Galungan and Kuningan in Bali are one of the big holidays celebrated by the Hindu Balinese. Although Galungan and Kuningan are not public holidays in Indonesia, both are big holidays and celebrations in Bali, so all governance offices, some schools, and businesses are closed during these days.

On Galungan and Kuningan in Bali, you can visit the temples in the morning when most Balinese come in their traditional dresses and bring some offerings for Hyang Widhi (Lords). After praying, they will have lunch and some leisure activities with family.

Then, what is actually celebrated during these days that make them so special? What are the facts about Galungan and Kuningan in Bali?

Galungan Day in Bali

Galungan is one of the Balinese most important festivals. It is a feast day commemorating the victory of dharma over adharma (the triumph of good over evil), also marks the time when ancestral spirits of deceased relatives visit the earth. On this day, Balinese people put on their finest traditional clothes to pray at the temples with their families, bring back the offerings to share and enjoy after praying.

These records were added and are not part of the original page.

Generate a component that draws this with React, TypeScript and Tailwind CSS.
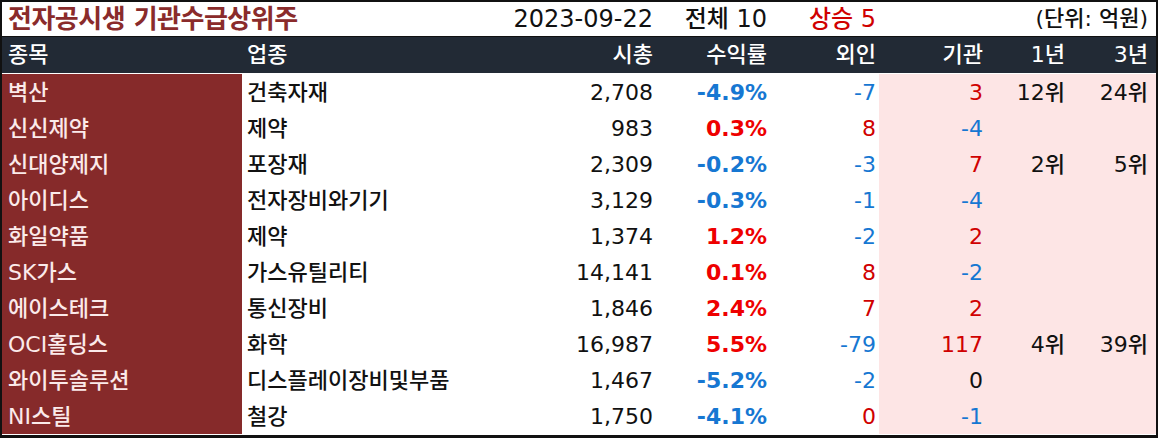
const rows = [
  { name: "벽산", sector: "건축자재", cap: "2,708", rate: "-4.9%", foreign: "-7", inst: "3", y1: "12위", y3: "24위" },
  { name: "신신제약", sector: "제약", cap: "983", rate: "0.3%", foreign: "8", inst: "-4", y1: "", y3: "" },
  { name: "신대양제지", sector: "포장재", cap: "2,309", rate: "-0.2%", foreign: "-3", inst: "7", y1: "2위", y3: "5위" },
  { name: "아이디스", sector: "전자장비와기기", cap: "3,129", rate: "-0.3%", foreign: "-1", inst: "-4", y1: "", y3: "" },
  { name: "화일약품", sector: "제약", cap: "1,374", rate: "1.2%", foreign: "-2", inst: "2", y1: "", y3: "" },
  { name: "SK가스", sector: "가스유틸리티", cap: "14,141", rate: "0.1%", foreign: "8", inst: "-2", y1: "", y3: "" },
  { name: "에이스테크", sector: "통신장비", cap: "1,846", rate: "2.4%", foreign: "7", inst: "2", y1: "", y3: "" },
  { name: "OCI홀딩스", sector: "화학", cap: "16,987", rate: "5.5%", foreign: "-79", inst: "117", y1: "4위", y3: "39위" },
  { name: "와이투솔루션", sector: "디스플레이장비및부품", cap: "1,467", rate: "-5.2%", foreign: "-2", inst: "0", y1: "", y3: "" },
  { name: "NI스틸", sector: "철강", cap: "1,750", rate: "-4.1%", foreign: "0", inst: "-1", y1: "", y3: "" },
]

// 외인 0 is red in the source, 기관 0 is black
function tone(v: string, zero: string) {
  if (v === "0") return zero
  return v.startsWith("-") ? "text-[#1677d2]" : "text-[#d00000]"
}

const grid = "grid grid-cols-[240px_318px_98px_114px_107px_109px_82px_86px]"

export default function App() {
  return (
    <div
      className="w-[1158px] h-[438px] border-t-2 border-x-2 border-b-[3px] border-[#111] bg-white text-[22px] leading-none font-medium"
      style={{ fontFamily: '"DejaVu Sans", "Noto Sans CJK KR", sans-serif' }}
    >
      {/* title */}
      <div className={`${grid} h-[35px] items-center border-b border-[#111] text-[24px] text-[#111]`}>
        <div className="col-span-2 pl-[6px] text-[26px] font-bold text-[#8a2b2b] tracking-[-0.5px]">
          전자공시생 기관수급상위주
        </div>
        <div className="flex justify-end whitespace-nowrap pr-[5px]">2023-09-22</div>
        <div className="flex justify-end whitespace-nowrap pr-[5px]">전체 10</div>
        <div className="flex justify-end whitespace-nowrap pr-[3px] text-[#d00000]">상승 5</div>
        <div />
        <div />
        <div className="flex justify-end whitespace-nowrap pr-[8px] text-[22px]">(단위: 억원)</div>
      </div>

      {/* header */}
      <div className={`${grid} h-[36px] items-center bg-[#222a35] text-white`}>
        <div className="pl-[6px]">종목</div>
        <div className="pl-[5px]">업종</div>
        <div className="text-right pr-[5px]">시총</div>
        <div className="text-right pr-[5px]">수익률</div>
        <div className="text-right pr-[3px]">외인</div>
        <div className="text-right pr-[5px]">기관</div>
        <div className="text-right pr-[5px]">1년</div>
        <div className="text-right pr-[8px]">3년</div>
      </div>

      <div className="h-px bg-white" />

      {/* body */}
      <div>
        {rows.map((r) => (
          <div key={r.name} className={`${grid} h-[36px] text-[#111]`}>
            <div className="flex items-center pt-[2px] pl-[6px] bg-[#862a2a] text-[#fbeaea] whitespace-nowrap">{r.name}</div>
            <div className="flex items-center pt-[2px] pl-[5px] whitespace-nowrap">{r.sector}</div>
            <div className="flex items-center pt-[2px] justify-end pr-[5px]">{r.cap}</div>
            <div
              className={`flex items-center pt-[2px] justify-end pr-[5px] font-bold ${
                r.rate.startsWith("-") ? "text-[#1677d2]" : "text-[#ee0000]"
              }`}
            >
              {r.rate}
            </div>
            <div className={`flex items-center pt-[2px] justify-end pr-[3px] ${tone(r.foreign, "text-[#d00000]")}`}>
              {r.foreign}
            </div>
            <div className={`flex items-center pt-[2px] justify-end pr-[5px] bg-[#fde5e5] ${tone(r.inst, "text-[#111]")}`}>
              {r.inst}
            </div>
            <div className="flex items-center pt-[2px] justify-end pr-[5px] bg-[#fde5e5]">{r.y1}</div>
            <div className="flex items-center pt-[2px] justify-end pr-[8px] bg-[#fde5e5]">{r.y3}</div>
          </div>
        ))}
      </div>
    </div>
  )
}
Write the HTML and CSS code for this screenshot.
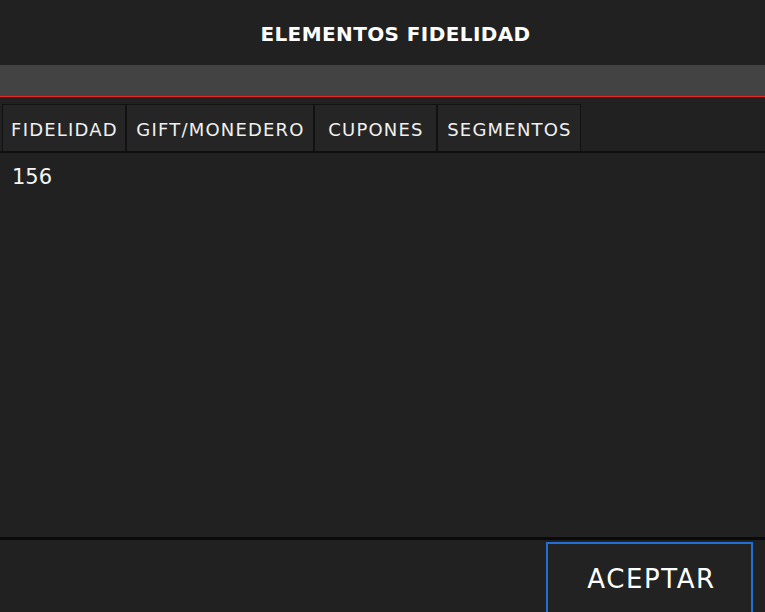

To celebrate Galungan, the Balinese is putting the ‘penjor’ in front of the home, which is a beautiful, tall, curved bamboo pole decorated with young coconut leaves and the offerings at the base, such as rice, corn, coconut, snacks and other items of clothing (a piece of cloth) and money – to remind the people about the blessings from Hyang Widhi (Lords).

Kuningan Day in Bali

The word of “kauningan” basically means introspection, and “kuning” means “yellow color,” representing the color of Wisnu, the protector of the Hindu trinity. Kuningan is also represented by the special offerings made of yellow turmeric rice, a symbol of the Balinese gratitude towards God for all the life, joy, wealth, health, and prosperity. In Kuningan Day, human-being is expected to re-arrange the harmony of life in accordance with the purpose of the Hindu religion.

To celebrate it, the Balinese use particular offerings such as Tamiang (reflecting the protection and the natural rotation of the wheel), and Endongan (reflecting the knowledge and devotion for peace of mind). Balinese families also prepare special offerings as this is believed to be the day when ancestral holy spirits will return to heaven.

Facts about Galungan and Kuningan in Bali

There are some unique facts about this celebration:

  • Galungan is celebrated every 210 days and always falls on Wednesday. Kuningan Day is celebrated 10 days after Galungan and always falls on Saturday. They are celebrated twice a year.
  • Balinese will do some preparation before Galungan Day: 3 days prior is called Penyekeban when green bananas are covered up in huge clay pots to speed their ripening; 2 days prior is called Penyajaan when they make Balinese rice cakes called Jaja Bali for offerings and eaten on Galungan; 1 day prior is called Penampahan when they sacrifice and cook the pigs or chickens for the feast.
  • One day after Galungan, or called Manis Kuningan, is dedicated to family time and visiting the extended family who may live in other parts of Bali; therefore, the roads are usually quite busy and full of many people going for a trip with their families.
  • One day after Kuningan, or called as Manis Kuningan, is when people spend their time with family and loved ones, mostly in their hometown.
  • In Tabanan Bali, there is the tradition of sharing happiness after Galungan and Kuningan called Mesuryak (means cheering), which begins with some prayers then proceed to bring all ceremonial offerings to the gate of the house, and the money of offering is thrown into the air that the villagers greeted with happiness; the cheering is believed as the joyful way to send the ancestral spirits back to heaven.
  • In India, this tradition is known as Deepawali or Diwali (Festival of Lights).